Data section:
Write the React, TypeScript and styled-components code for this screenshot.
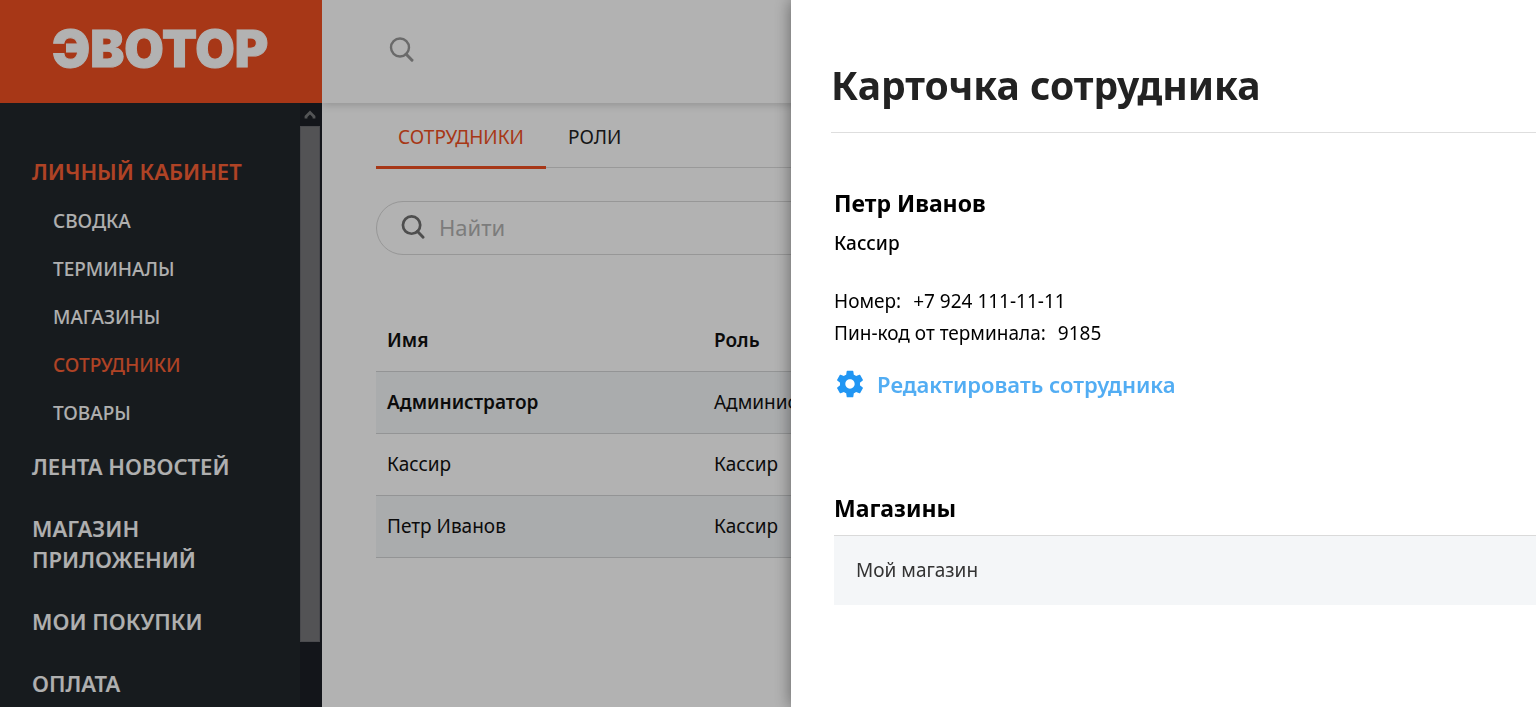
import React from "react";
import styled, { createGlobalStyle } from "styled-components";

const Global = createGlobalStyle`
  * { box-sizing: border-box; }
  html, body, #root { height: 100%; }
  body {
    margin: 0;
    overflow: hidden;
    background: #fff;
    color: #111;
    font-family: "Noto Sans", "Open Sans", sans-serif;
    font-size: 19px;
    line-height: 32px;
  }
  h1, h2, p, ul, dl, dd { margin: 0; padding: 0; }
  ul { list-style: none; }
  a { color: inherit; text-decoration: none; }
  button { border: 0; padding: 0; background: none; font: inherit; color: inherit; cursor: pointer; }
`;

const Page = styled.div`
  display: flex;
  height: 100vh;
  overflow: hidden;
`;

const Sidebar = styled.aside`
  position: relative;
  z-index: 1;
  flex: 0 0 322px;
  display: flex;
  flex-direction: column;
  background: #21282c;
`;

const Logo = styled.a`
  flex: 0 0 103px;
  display: flex;
  align-items: center;
  padding-left: 52px;
  padding-bottom: 6px;
  background: #f05022;
  && { color: #fff; }
  font: 900 51px/60px Inter, sans-serif;
  -webkit-text-stroke: 1px currentColor;
`;

const SidebarBody = styled.div`
  flex: 1;
  min-height: 0;
  display: flex;
`;

const Nav = styled.nav`
  flex: 1;
  padding: 53px 40px 0 32px;
  overflow: hidden;
`;

const NavList = styled.ul`
  display: flex;
  flex-direction: column;
  gap: 31px;
`;

const NavGroup = styled.li<{ $tight?: boolean }>`
  margin-bottom: ${(p) => (p.$tight ? "-17px" : "0")};
`;

const NavLink = styled.a<{ $active?: boolean }>`
  display: block;
  font-size: 22px;
  font-weight: 600;
  line-height: 31px;
  color: ${(p) => (p.$active ? "#fb6036" : "#fbfbfb")};
`;

const SubList = styled.ul`
  padding: 10px 0 0 21px;
`;

const SubLink = styled.a<{ $active?: boolean }>`
  display: block;
  font-size: 19px;
  font-weight: 500;
  line-height: 48px;
  color: ${(p) => (p.$active ? "#fb6036" : "#fbfbfb")};
`;

const Scroll = styled.div`
  flex: 0 0 22px;
  display: flex;
  flex-direction: column;
  padding-right: 2px;
  background: #1c1f26;
`;

const ScrollUp = styled.button`
  flex: 0 0 23px;
  display: grid;
  place-items: center;
  color: #78797c;
`;

const ScrollThumb = styled.div`
  flex: 0 0 85.4%;
  background: #78787a;
  border: 1px solid #6b6b70;
`;

const Main = styled.main`
  flex: 1;
  min-width: 0;
`;

const TopBar = styled.header`
  height: 103px;
  display: flex;
  align-items: center;
  padding: 0 0 4px 67px;
  color: #989898;
  box-shadow: 0 2px 8px rgba(0, 0, 0, 0.18);
`;

const IconButton = styled.button`
  display: grid;
`;

const Content = styled.div`
  padding-left: 54px;
`;

const Tabs = styled.div`
  display: flex;
  height: 65px;
  border-bottom: 1px solid #dcdcdc;
`;

const Tab = styled.button<{ $active?: boolean }>`
  height: 66px;
  padding: 4px 22px 0;
  line-height: 24px;
  border-bottom: 3px solid ${(p) => (p.$active ? "#f05022" : "transparent")};
  && { color: ${(p) => (p.$active ? "#f05022" : "#222")}; }
`;

const SearchBox = styled.label`
  display: flex;
  align-items: center;
  gap: 13px;
  height: 54px;
  margin: 33px 54px 0 0;
  padding: 0 24px 2px;
  border: 1px solid #d8d8d8;
  border-radius: 27px;
  color: #707070;
`;

const SearchInput = styled.input`
  flex: 1;
  min-width: 0;
  border: 0;
  padding: 0;
  outline: 0;
  background: none;
  font: 22px/32px "Noto Sans", sans-serif;
  &::placeholder { color: #b2b2b2; opacity: 1; }
`;

const Staff = styled.table`
  width: calc(100% - 54px);
  margin-top: 54px;
  border-collapse: collapse;
  table-layout: fixed;
  text-align: left;
  th, td {
    height: 62px;
    padding: 0 11px;
    border-bottom: 1px solid #d3d5d6;
  }
  th:first-child { width: 327px; }
  thead th { font-weight: 600; }
  tbody th { font-weight: 400; }
  tbody tr:nth-child(odd) { background: #f4f6f8; }
  tbody tr:first-child th { font-weight: 600; }
`;

const Overlay = styled.div`
  position: fixed;
  inset: 0;
  z-index: 2;
  background: rgba(0, 0, 0, 0.3);
`;

const Drawer = styled.section`
  position: fixed;
  top: 0;
  right: 0;
  bottom: 0;
  z-index: 3;
  width: 48.5%;
  padding-left: 40px;
  background: #fff;
  color: #000;
  box-shadow: 0 0 16px rgba(0, 0, 0, 0.45);
`;

const Title = styled.h1`
  height: 133px;
  padding-top: 59px;
  border-bottom: 1px solid #dedede;
  color: #222;
  font-size: 39px;
  font-weight: 700;
  line-height: 52px;
`;

const DrawerBody = styled.div`
  padding: 54px 0 0 3px;
`;

const Heading = styled.h2`
  font-size: 23px;
  font-weight: 700;
  line-height: 32px;
`;

const Role = styled.p`
  margin: 8px 0 26px;
  font-weight: 500;
`;

const Fact = styled.div`
  display: flex;
  gap: 12px;
`;

const EditLink = styled.button`
  display: flex;
  align-items: center;
  gap: 11px;
  margin: 19px 0 92px;
  font-size: 22px;
  font-weight: 600;
  && { color: #52adf3; }
`;

const Shops = styled.ul`
  margin-top: 11px;
  border-top: 1px solid #dadada;
  background: #f4f6f8;
  color: #333;
`;

const Shop = styled.li`
  padding: 18px 22px 19px;
`;

const SearchIcon = ({ size = 26, thin = false }: { size?: number; thin?: boolean }) => (
  <svg width={size} height={size} viewBox="0 0 26 26" fill="none" stroke="currentColor" aria-hidden="true">
    <circle cx="11" cy="10.500" r="9" strokeWidth={thin ? 2.4 : 2.8} />
    <path d="M17 17 L23 23.200" strokeWidth="3" strokeLinecap="round" />
  </svg>
);

const GearIcon = () => (
  <svg width="32" height="32" viewBox="0 0 24 24" fill="#2196f3" aria-hidden="true">
    <path d="M19.43 12.98c.04-.32.07-.64.07-.98s-.03-.66-.07-.98l2.11-1.65c.19-.15.24-.42.12-.64l-2-3.46c-.12-.22-.39-.3-.61-.22l-2.49 1c-.52-.4-1.08-.73-1.69-.98l-.38-2.65C14.46 2.18 14.25 2 14 2h-4c-.25 0-.46.18-.49.42l-.38 2.65c-.61.25-1.17.59-1.69.98l-2.49-1c-.23-.09-.49 0-.61.22l-2 3.46c-.13.22-.07.49.12.64l2.11 1.65c-.04.32-.07.65-.07.98s.03.66.07.98l-2.11 1.65c-.19.15-.24.42-.12.64l2 3.46c.12.22.39.3.61.22l2.49-1c.52.4 1.08.73 1.69.98l.38 2.65c.03.24.24.42.49.42h4c.25 0 .46-.18.49-.42l.38-2.65c.61-.25 1.17-.59 1.69-.98l2.49 1c.23.09.49 0 .61-.22l2-3.46c.12-.22.07-.49-.12-.64l-2.11-1.65zM12 15.5c-1.93 0-3.5-1.57-3.5-3.5s1.57-3.5 3.5-3.5 3.5 1.57 3.5 3.5-1.57 3.5-3.5 3.5z" />
  </svg>
);

const sections = ["СВОДКА", "ТЕРМИНАЛЫ", "МАГАЗИНЫ", "СОТРУДНИКИ", "ТОВАРЫ"];
const pages = ["ЛЕНТА НОВОСТЕЙ", "МАГАЗИН ПРИЛОЖЕНИЙ", "МОИ ПОКУПКИ", "ОПЛАТА"];
const staff = [
  ["Администратор", "Администратор"],
  ["Кассир", "Кассир"],
  ["Петр Иванов", "Кассир"],
];

export default function App() {
  return (
    <>
      <Global />
      <Page>
        <Sidebar>
          <Logo href="#">ЭВОТОР</Logo>
          <SidebarBody>
            <Nav>
              <NavList>
                <NavGroup $tight>
                  <NavLink href="#" $active>ЛИЧНЫЙ КАБИНЕТ</NavLink>
                  <SubList>
                    {sections.map((name) => (
                      <li key={name}>
                        <SubLink href="#" $active={name === "СОТРУДНИКИ"}>{name}</SubLink>
                      </li>
                    ))}
                  </SubList>
                </NavGroup>
                {pages.map((name) => (
                  <NavGroup key={name}>
                    <NavLink href="#">{name}</NavLink>
                  </NavGroup>
                ))}
              </NavList>
            </Nav>
            <Scroll>
              <ScrollUp aria-label="Прокрутить вверх">
                <svg width="12" height="10" viewBox="0 0 12 10" fill="none" stroke="currentColor" strokeWidth="2.8">
                  <path d="M2 8.500 V6.500 L6 2.500 L10 6.500 V8.500" />
                </svg>
              </ScrollUp>
              <ScrollThumb />
            </Scroll>
          </SidebarBody>
        </Sidebar>
        <Main>
          <TopBar>
            <IconButton aria-label="Поиск"><SearchIcon thin /></IconButton>
          </TopBar>
          <Content>
            <Tabs role="tablist">
              <Tab role="tab" aria-selected $active>СОТРУДНИКИ</Tab>
              <Tab role="tab">РОЛИ</Tab>
            </Tabs>
            <SearchBox>
              <SearchIcon size={25} />
              <SearchInput type="text" placeholder="Найти" aria-label="Найти" />
            </SearchBox>
            <Staff>
              <thead>
                <tr><th scope="col">Имя</th><th scope="col">Роль</th></tr>
              </thead>
              <tbody>
                {staff.map(([name, role]) => (
                  <tr key={name}><th scope="row">{name}</th><td>{role}</td></tr>
                ))}
              </tbody>
            </Staff>
          </Content>
        </Main>
      </Page>
      <Overlay />
      <Drawer role="dialog" aria-labelledby="card-title">
        <Title id="card-title">Карточка сотрудника</Title>
        <DrawerBody>
          <Heading>Петр Иванов</Heading>
          <Role>Кассир</Role>
          <dl>
            <Fact><dt>Номер:</dt><dd>+7 924 111-11-11</dd></Fact>
            <Fact><dt>Пин-код от терминала:</dt><dd>9185</dd></Fact>
          </dl>
          <EditLink><GearIcon />Редактировать сотрудника</EditLink>
          <Heading>Магазины</Heading>
          <Shops><Shop>Мой магазин</Shop></Shops>
        </DrawerBody>
      </Drawer>
    </>
  );
}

Problem requirements: Find the word "components" in the data and show each line that holds it.

Task solution:
Write the React, TypeScript and styled-components code for this screenshot.
import styled, { createGlobalStyle } from "styled-components";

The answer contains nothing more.